You can fudge the sign of the angle $\phi$ by negating it and interpreting it appropriately.

 

[Herman Trivilino]

Aren't c₁ and c₂ constants? If so, I see a sinusoid, not a damped sinusoid.

 

[gneill]

Aren't c₁ and c₂ constants? If so, I see a sinusoid, not a damped sinusoid.

Ah, right. I left out the damping term in the general solution So:
$x(t) = e^{-\alpha t}(c_1 cos(ωt) + c_2 sin(ωt))$
Go from there. The roots of the auxiliary equation will be complex conjugates of the form $\alpha ± \omega$, where $\omega$ can be further broken down as $\omega = \sqrt{\alpha^2 - \omega_o^2}$

 

[Warlic]

Ah, right. I left out the damping term in the general solution So:
$x(t) = e^{-\alpha t}(c_1 cos(ωt) + c_2 sin(ωt))$
Go from there.
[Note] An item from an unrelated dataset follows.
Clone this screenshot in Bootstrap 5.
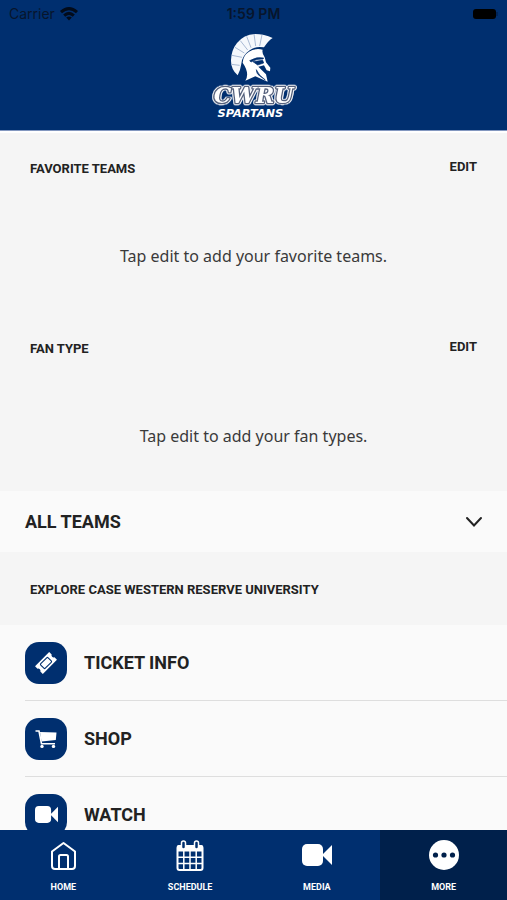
<!DOCTYPE html>
<html lang="en">
<head>
<meta charset="utf-8">
<meta name="viewport" content="width=device-width, initial-scale=1">
<title>CWRU Spartans</title>
<link href="https://cdn.jsdelivr.net/npm/bootstrap@5.3.0/dist/css/bootstrap.min.css" rel="stylesheet">
<style>
  :root { --navy: #002f6f; --navy-dark: #00204b; --ink: #222; }
  body { font-family: Roboto, "Liberation Sans", sans-serif; color: var(--ink); background: #f5f5f5; }
  .app-header { background: var(--navy); border-bottom: 1px solid #8397bf; box-shadow: 0 2px 0 #fff; z-index: 1; }
  .status-bar { height: 27px; padding: 0 9px; font-family: Inter, sans-serif; font-size: 14px; color: #07152c; }
  .status-bar > * { flex: 1 1 0; }
  .status-time { font-weight: 600; }
  .brand-logo { height: 103px; padding-top: 3px; }
  .wordmark { paint-order: stroke; filter: drop-shadow(1px 0 0 #fff) drop-shadow(-1px 0 0 #fff) drop-shadow(0 1px 0 #fff) drop-shadow(0 -1px 0 #fff); }
  .app-scroll { min-height: 0; overflow-y: auto; scrollbar-width: none; }
  .app-scroll::-webkit-scrollbar { display: none; }
  .pref-block { height: 180px; padding: 22px 30px 0; }
  .section-title { font-size: 13px; line-height: 24px; font-weight: 700; }
  .edit-btn { font-size: 13px; line-height: 20px; font-weight: 700; color: var(--ink); }
  .pref-empty { font-family: "Noto Sans", sans-serif; font-size: 16px; line-height: 24px; padding-top: 63px; color: #3a3a3a; }
  .row-title { font-size: 18px; line-height: 24px; font-weight: 700; color: var(--ink); }
  .all-teams { height: 61px; padding: 0 23px 0 25px; background: #fafafa; }
  .explore-head { height: 73px; padding: 2px 30px 0; }
  .link-list { background: #fafafa; padding-left: 25px; }
  .link-row { height: 76px; gap: 17px; border-bottom: 1px solid #dedede; }
  .tile { width: 42px; height: 42px; border-radius: 14px; background: var(--navy); }
  .tab-bar { background: var(--navy); }
  .tab-item { height: 70px; padding-top: 8px; gap: 3px; font-size: 9px; line-height: 24px; font-weight: 700; color: #fff; }
  .tab-item.active { background: var(--navy-dark); }
</style>
<script src="https://cdn.jsdelivr.net/npm/bootstrap@5.3.0/dist/js/bootstrap.bundle.min.js"></script>
</head>
<body>
<div class="d-flex flex-column vh-100">
  <header class="app-header position-relative">
    <div class="status-bar d-flex align-items-center">
      <div class="d-flex align-items-center gap-1">
        <span>Carrier</span>
        <svg width="20" height="16" viewBox="0 0 20 16" fill="none" stroke="#020b1a" stroke-width="3" aria-hidden="true"><path d="M2 6.2Q10-1 18 6.2M5.2 9.6Q10 5.2 14.8 9.6"/><path d="M7.2 11.5Q10 9.6 12.8 11.5L10 14.6Z" fill="#020b1a" stroke="none"/></svg>
      </div>
      <div class="status-time text-center">1:59 PM</div>
      <div class="d-flex justify-content-end"><svg width="26" height="12" viewBox="0 0 26 12" aria-hidden="true"><rect x="1" y="1" width="23" height="10" rx="3" fill="#000"/><path d="M25 4v4" stroke="#001b42"/></svg></div>
    </div>
    <div class="brand-logo text-center">
      <svg width="90" height="90" viewBox="26 15 270 270" role="img" aria-label="CWRU Spartans">
        <path d="M112 151Q91 133 92 105Q93 75 110 54Q130 29 164 27Q192 27 217 39Q204 47 191 67Q166 62 148 76Q126 91 123 116Q121 133 112 151Z" fill="#f5f8fc"/>
        <path d="M93 118l25 3M95 91l30 6M104 67l28 17M120 47l22 28M139 34l13 34M161 27l5 36M185 29l-7 34" stroke="#a9bad4" stroke-width="3"/>
        <path d="M127 113Q128 91 146 80Q166 68 187 74Q184 84 193 97L197 112L210 128L209 139L199 136L191 121L174 125L197 148L202 170L165 154L135 167Q149 145 127 113Z" fill="#fff"/>
        <path d="M148 107Q170 94 190 99L188 102Q168 101 152 111ZM158 110L187 106L190 114L172 120ZM168 134Q174 150 195 165L178 153Q168 146 168 134Z" fill="#002f6f" stroke="#002f6f" stroke-width="2"/>
        <text class="wordmark" x="160" y="233" text-anchor="middle" font-family="DejaVu Serif, serif" font-weight="700" font-style="italic" font-size="66" fill="#fff" stroke="#56627d" stroke-width="8" stroke-linejoin="round">CWRU</text>
        <text x="150" y="275" text-anchor="middle" font-family="DejaVu Sans, sans-serif" font-weight="700" font-style="italic" font-size="34" fill="#fff">SPARTANS</text>
      </svg>
    </div>
  </header>

  <main class="app-scroll flex-grow-1">
    <section class="pref-block">
      <div class="d-flex justify-content-between align-items-start">
        <h2 class="section-title mb-0 pt-1">FAVORITE TEAMS</h2>
        <button type="button" class="edit-btn btn p-0 border-0 pt-1" aria-label="EDIT favorite teams">EDIT</button>
      </div>
      <p class="pref-empty text-center mb-0">Tap edit to add your favorite teams.</p>
    </section>
    <section class="pref-block">
      <div class="d-flex justify-content-between align-items-start">
        <h2 class="section-title mb-0 pt-1">FAN TYPE</h2>
        <button type="button" class="edit-btn btn p-0 border-0 pt-1" aria-label="EDIT fan type">EDIT</button>
      </div>
      <p class="pref-empty text-center mb-0">Tap edit to add your fan types.</p>
    </section>

    <button type="button" class="all-teams w-100 border-0 d-flex align-items-center justify-content-between" aria-expanded="false">
      <span class="row-title">ALL TEAMS</span>
      <svg width="20" height="12" viewBox="0 0 20 12" fill="none" stroke="#222" stroke-width="2" stroke-linecap="round" aria-hidden="true"><path d="M3 2l7 7.500L17 2"/></svg>
    </button>

    <div class="explore-head d-flex align-items-center"><h2 class="section-title mb-0">EXPLORE CASE WESTERN RESERVE UNIVERSITY</h2></div>

    <nav class="link-list" aria-label="Explore">
      <a href="#tickets" class="link-row d-flex align-items-center text-decoration-none">
        <span class="tile d-flex align-items-center justify-content-center">
          <svg width="24" height="24" viewBox="0 0 24 24" aria-hidden="true"><g transform="rotate(-45 12 12)"><path d="M2 6.500H22V10A2.200 2.200 0 0 0 22 14V17.500H2V14A2.200 2.200 0 0 0 2 10Z" fill="#fff"/><rect x="6.800" y="8.800" width="10.400" height="6.400" rx="1" fill="none" stroke="#002f6f" stroke-width="1.100"/></g></svg>
        </span>
        <span class="row-title">TICKET INFO</span>
      </a>
      <a href="#shop" class="link-row d-flex align-items-center text-decoration-none">
        <span class="tile d-flex align-items-center justify-content-center">
          <svg width="22" height="20" viewBox="0 0 22 20" aria-hidden="true"><path d="M5 3L21.500 3.500L20.800 11L6.500 12.500Z" fill="#fff"/><path d="M.5 2H4L6.500 14.800H20" fill="none" stroke="#fff" stroke-width="1.600"/><circle cx="7" cy="17.400" r="1.700" fill="#fff"/><circle cx="18.500" cy="17.400" r="1.700" fill="#fff"/></svg>
        </span>
        <span class="row-title">SHOP</span>
      </a>
      <a href="#watch" class="link-row d-flex align-items-center text-decoration-none">
        <span class="tile d-flex align-items-center justify-content-center">
          <svg width="23" height="17" viewBox="0 0 30 22" fill="#fff" aria-hidden="true"><rect width="21" height="22" rx="5"/><path d="M20 11L30 1V21Z"/></svg>
        </span>
        <span class="row-title">WATCH</span>
      </a>
    </nav>
  </main>

  <nav class="tab-bar row g-0 flex-shrink-0" aria-label="Main">
    <a href="#home" class="tab-item col d-flex flex-column align-items-center text-decoration-none">
      <svg width="30" height="34" viewBox="0 0 30 34" fill="none" stroke="#fff" stroke-width="2" stroke-linejoin="round" aria-hidden="true"><path d="M15.500 5L27 13.500V28Q27 31 24 31H7Q4 31 4 28V13.500Z"/><path d="M11 31V18.500Q11 17 12.500 17H18.500Q20 17 20 18.500V31"/></svg>
      <span>HOME</span>
    </a>
    <a href="#schedule" class="tab-item col d-flex flex-column align-items-center text-decoration-none">
      <svg width="30" height="34" viewBox="0 0 30 34" fill="none" stroke="#fff" aria-hidden="true"><rect x="2.500" y="8" width="25" height="24" rx="2" stroke-width="2"/><path d="M2 8.500Q2 7 4 7H26Q28 7 28 8.500V13.500H2Z" fill="#fff" stroke="none"/><path d="M8.800 13V31M15 13V31M21.200 13V31M3 19.200H27M3 25.400H27" stroke-width="1.500"/><rect x="6.500" y="3" width="4" height="8" rx="2" fill="#002f6f" stroke-width="1.500"/><rect x="19.500" y="3" width="4" height="8" rx="2" fill="#002f6f" stroke-width="1.500"/></svg>
      <span>SCHEDULE</span>
    </a>
    <a href="#media" class="tab-item col d-flex flex-column align-items-center text-decoration-none">
      <svg width="30" height="34" viewBox="0 0 30 34" fill="#fff" aria-hidden="true"><rect y="6" width="21" height="22" rx="5"/><path d="M20 17L30 7V27Z"/></svg>
      <span>MEDIA</span>
    </a>
    <a href="#more" class="tab-item active col d-flex flex-column align-items-center text-decoration-none" aria-current="page">
      <svg width="30" height="34" viewBox="0 0 30 34" aria-hidden="true"><circle cx="15" cy="17" r="15" fill="#fff"/><g fill="#00204b"><circle cx="6.500" cy="17" r="2.600"/><circle cx="15" cy="17" r="2.600"/><circle cx="23.500" cy="17" r="2.600"/></g></svg>
      <span>MORE</span>
    </a>
  </nav>
</div>
</body>
</html>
The roots of the auxiliary equation will be complex conjugates of the form $\alpha ± \omega$, where $\omega$ can be further broken down as $\omega = \sqrt{\alpha^2 - \omega_o^2}$

This is exactly the point where I don't know where to go from :P. Where does the c2sin(ωt) part go?

 

[gneill]

This is exactly the point where I don't know where to go from :P. Where does the c2sin(ωt) part go?

See post #3. The sin and cos terms can be amalgamated into a single cos (or sin) term with a constant phase shift.

 

[Herman Trivilino]

Look at the undamped case:

$x(t)=c_1 \cos (\omega t)+c_2 \sin (\omega t)$

and

$x(t)=A \cos (\omega t+ \phi)$

are equivalent. Note that each contains two constants of integration.